Von Jürgen Fritz, Sa. 25. Apr 2020, Titelbild: SWR-Screenshot
Ein gängiges Argumentationsmuster in der Coronakrise lautet: hier Gesundheit und Menschenleben einer Minderheit, dort die Psyche aller sowie die Interessen der Wirtschaft. Diese Kontrastierung ist meines Erachtens völlig falsch und irreführend. Weshalb? Hier der Versuch einer Erklärung.
Ein zweiter, deutlich heftigerer Lockdown wäre viel verheerender als ein wenige Wochen längerer einmaliger Lockdown
Wenn es zu einem erneuten exponentiellem Anwachsen der Zahl der Infizierten und der Todesfälle kommen sollte, dann unweigerlich zu einem zweiten, viel längeren und vielleicht sogar härterem Lockdown als jetzt, so wird das beide Bereiche betreffen: a) Zum einen die Gesundheit nicht der Mehrheit, aber doch sehr vieler Menschen, inklusive tausender und abertausender neuer Todesfälle. Bisher sind wir hier inklusive der Dunkelziffer mit wohl nicht mal zehntausend Toten recht glimpflich davon gekommen.
b) Zum anderen wird ein zweiter, womöglich schärferer und längerer Lockdown aber auch die Psyche aller und die Wirtschaft noch viel mehr treffen, die dann völlig einzubrechen droht. Man stelle sich vor, was das für die Geschäfte, die Firmen, die Unternehmen und auch die Psyche der Menschen bedeuten wird, wenn man gerade alles wieder angeworfen hat und nur wenige Wochen später muss alles noch radikaler runtergefahren werden!

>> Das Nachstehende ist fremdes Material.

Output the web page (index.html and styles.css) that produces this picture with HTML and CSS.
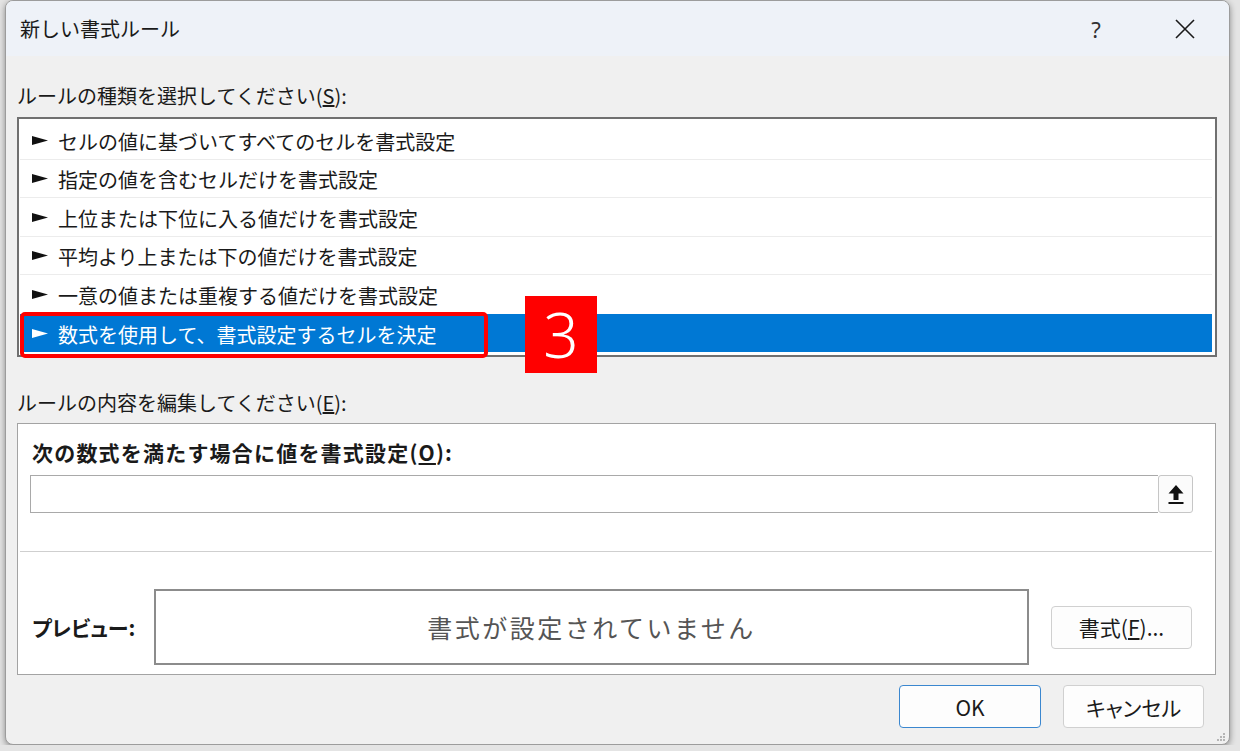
FILE: index.html
```html
<!DOCTYPE html>
<html>
<head>
    <meta charset="utf-8">
    <title>新しい書式ルール</title>
    <link rel="stylesheet" href="styles.css">
</head>
<body>
    <div class="dialog">
        <!-- Title bar -->
        <div class="titlebar">
            <span class="title">新しい書式ルール</span>
            <span class="tb-btn help">?</span>
            <span class="tb-btn close">
                <svg width="20" height="20" viewBox="0 0 20 20"><path d="M1 1 L19 19 M19 1 L1 19" stroke="#1a1a1a" stroke-width="1.6" fill="none"/></svg>
            </span>
        </div>

        <div class="content">
            <div class="label first">ルールの種類を選択してください(<u>S</u>):</div>

            <!-- Rule type list -->
            <div class="listbox">
                <div class="row"><svg class="arrow" viewBox="0 0 16 9"><polygon points="0,0 16,4.5 0,9"/></svg>セルの値に基づいてすべてのセルを書式設定</div>
                <div class="row"><svg class="arrow" viewBox="0 0 16 9"><polygon points="0,0 16,4.5 0,9"/></svg>指定の値を含むセルだけを書式設定</div>
                <div class="row"><svg class="arrow" viewBox="0 0 16 9"><polygon points="0,0 16,4.5 0,9"/></svg>上位または下位に入る値だけを書式設定</div>
                <div class="row"><svg class="arrow" viewBox="0 0 16 9"><polygon points="0,0 16,4.5 0,9"/></svg>平均より上または下の値だけを書式設定</div>
                <div class="row no-line"><svg class="arrow" viewBox="0 0 16 9"><polygon points="0,0 16,4.5 0,9"/></svg>一意の値または重複する値だけを書式設定</div>
                <div class="row selected"><svg class="arrow" viewBox="0 0 16 9"><polygon points="0,0 16,4.5 0,9"/></svg>数式を使用して、書式設定するセルを決定</div>

                <!-- annotation -->
                <div class="annot-box"></div>
                <div class="annot-num">3</div>
            </div>

            <div class="label second">ルールの内容を編集してください(<u>E</u>):</div>

            <!-- Rule description -->
            <div class="panel">
                <div class="panel-title">次の数式を満たす場合に値を書式設定(<u>O</u>):</div>
                <div class="formula">
                    <div class="formula-input"></div>
                    <div class="ref-btn">
                        <svg width="16" height="20" viewBox="0 0 16 20"><polygon points="8,1 15.5,9.5 10.5,9.5 10.5,16 5.5,16 5.5,9.5 0.5,9.5" fill="#111"/><rect x="0.5" y="18" width="15" height="2" fill="#111"/></svg>
                    </div>
                </div>
                <div class="divider"></div>
                <div class="preview-row">
                    <span class="preview-label">プレビュー:</span>
                    <div class="preview-box">書式が設定されていません</div>
                    <div class="btn fmt-btn">書式(<u>F</u>)...</div>
                </div>
            </div>

            <div class="footer">
                <div class="btn ok">OK</div>
                <div class="btn cancel">キャンセル</div>
            </div>
        </div>

        <svg class="grip" width="10" height="10" viewBox="0 0 10 10">
            <rect x="7" y="1" width="2" height="2" fill="#b5b5b5"/>
            <rect x="4" y="4" width="2" height="2" fill="#b5b5b5"/>
            <rect x="7" y="4" width="2" height="2" fill="#b5b5b5"/>
            <rect x="1" y="7" width="2" height="2" fill="#b5b5b5"/>
            <rect x="4" y="7" width="2" height="2" fill="#b5b5b5"/>
            <rect x="7" y="7" width="2" height="2" fill="#b5b5b5"/>
        </svg>
    </div>
</body>
</html>
```

FILE: styles.css
```css
body {
    margin: 0;
    background: #e4e4e4;
    font-family: "Noto Sans CJK JP", "Noto Sans", sans-serif;
    color: #1a1a1a;
}

.dialog {
    position: relative;
    margin-left: 5px;
    width: 1225px;
    height: 745px;
    box-sizing: border-box;
    border: 1px solid #9c9c9c;
    border-radius: 8px;
    background: #f0f0f0;
    overflow: hidden;
    box-shadow: 0 2px 6px rgba(0, 0, 0, 0.4);
}

/* Title bar */
.titlebar {
    height: 55px;
    display: flex;
    align-items: center;
    padding: 0 21px 0 14px;
    background: #eef2f8;
}

.title {
    font-size: 20px;
    flex: 1;
}

.tb-btn {
    width: 46px;
    display: flex;
    justify-content: center;
    align-items: center;
}

.help {
    font-family: "Noto Sans", sans-serif;
    font-size: 22px;
    color: #333;
}

.close {
    margin-left: 43px;
}

/* Content */
.content {
    padding: 0 12px 0 11px;
}

.label {
    height: 26px;
    line-height: 26px;
    font-size: 20px;
}

.label.first {
    margin-top: 27px;
}

.label.second {
    margin-top: 33px;
}

.listbox {
    position: relative;
    margin-top: 8px;
    height: 240px;
    box-sizing: border-box;
    border: 2px solid #707070;
    background: #fff;
    padding: 2px 3px 3px 1px;
}

.row {
    height: 38.5px;
    box-sizing: border-box;
    display: flex;
    align-items: center;
    padding: 3px 0 0 12px;
    font-size: 20px;
    border-bottom: 1px solid #ececec;
}

.row.no-line {
    border-bottom-color: transparent;
}

.row.selected {
    background: #0078d4;
    color: #fff;
    border-bottom: none;
}

.arrow {
    width: 16px;
    height: 9px;
    margin: -2px 10px 0 0;
    fill: #111;
}

.selected .arrow {
    fill: #fff;
}

.annot-box {
    position: absolute;
    left: 1px;
    top: 193px;
    width: 468px;
    height: 46px;
    box-sizing: border-box;
    border: 4px solid #f00;
    border-radius: 5px;
}

.annot-num {
    position: absolute;
    left: 506px;
    top: 177px;
    width: 72px;
    height: 77px;
    background: #f00;
    color: #fff;
    font-family: "Noto Sans", sans-serif;
    font-weight: 300;
    font-size: 62px;
    line-height: 77px;
    text-align: center;
}

/* Rule description panel */
.panel {
    margin-top: 7px;
    margin-right: 1px;
    border: 1px solid #a3a3a3;
    background: #fff;
    padding: 15px 22px 9px 12px;
}

.panel-title {
    padding-left: 2px;
    height: 26px;
    line-height: 26px;
    font-size: 21px;
    font-weight: bold;
    letter-spacing: 1.2px;
}

.formula {
    margin-top: 10px;
    height: 38px;
    display: flex;
}

.formula-input {
    flex: 1;
    border: 1px solid #a9a9a9;
    border-right: none;
}

.ref-btn {
    width: 35px;
    box-sizing: border-box;
    border: 1px solid #c6c6c6;
    border-radius: 3px;
    background: #fbfbfb;
    display: flex;
    justify-content: center;
    align-items: center;
}

.divider {
    margin: 38px -19px 0 -10px;
    height: 1px;
    background: #cfcfcf;
}

.preview-row {
    margin-top: 37px;
    display: flex;
    align-items: center;
    padding-left: 2px;
}

.preview-label {
    width: 122px;
    font-size: 21px;
    font-weight: bold;
    font-feature-settings: "palt";
}

.preview-box {
    width: 875px;
    height: 76px;
    box-sizing: border-box;
    border: 2px solid #8c8c8c;
    display: flex;
    justify-content: center;
    align-items: center;
    font-size: 25px;
    letter-spacing: 2.5px;
    color: #555;
}

.btn {
    height: 43px;
    box-sizing: border-box;
    border: 1px solid #d0d0d0;
    border-radius: 4px;
    background: #fdfdfd;
    display: flex;
    justify-content: center;
    align-items: center;
    font-size: 21px;
}

.fmt-btn {
    width: 141px;
    margin-left: 22px;
}

/* Footer */
.footer {
    margin-top: 10px;
    padding-right: 13px;
    display: flex;
    justify-content: flex-end;
    gap: 22px;
}

.ok {
    width: 142px;
    border-color: #3b87cf;
}

.cancel {
    width: 141px;
    font-feature-settings: "palt";
}

.grip {
    position: absolute;
    right: 3px;
    bottom: 2px;
}
```
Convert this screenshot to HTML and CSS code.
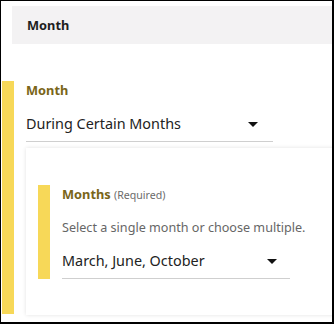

Die richtige Fragestellung lautet also nicht: Gesundheit und Leben einiger versus Psyche aller und florierende Wirtschaft, sondern die Frage lautet: ein einmaliger, etwas längerer Lockdown (ca. 3 Wochen, nun nach den ersten verfrühten Lockerungen wohl schon etwas länger) oder mehrere, immer härtere und längere Lockdowns.
Es geht um Disziplin, Klugheit und Umsicht oder weniger Disziplin, weniger Klugheit und weniger Umsicht
Armit Laschet, die FDP und die AfD, auch Teile der Grünen, sind also weniger besonders wirtschafts-, freiheits- und menschenfreundlich, wenn sie möglichst schnell, möglichst viele Lockerungen fordern, sondern unter Umständen – und das steht zu befürchten! – besonders kurzsichtig und besonders wenig rational. Das ist der Punkt.
Es geht nicht um Wirtschaft und Psyche aller versus Gesundheit und Menschenleben derjenigen, welche die Infektion mit SARS-CoV-2 besonders hart treffen wird und die das teilweise nicht überleben werden, sondern es geht um a) Disziplin, Klugheit und umsichtiges Agieren versus b) weniger Disziplin, weniger kluges, weniger umsichtiges Agieren mit womöglich katastrophalen Folgen für die physische Gesundheit nicht der Mehrheit, aber doch sehr vieler Menschen, für die Psyche aller UND für die Wirtschaft.
Es sei denn, die tatsächliche Gefahr ist sehr viel geringer als angenommen, was ja einige behaupten. Aber wehe, wenn nicht.
P.S.
Mehr als zwei Drittel der Deutschen (ca. 68 bis 69 Prozent) steht übrigens laut einer aktuellen Civey-Befragung grundsätzlich noch immer eher auf der Seite der Disziplin, der Klugheit, der Um- und Vorsicht. Nur gut ein Viertel halten die Einschränkungen der Grund- und Freiheitsrechts nicht mehr für verhältnismäßig.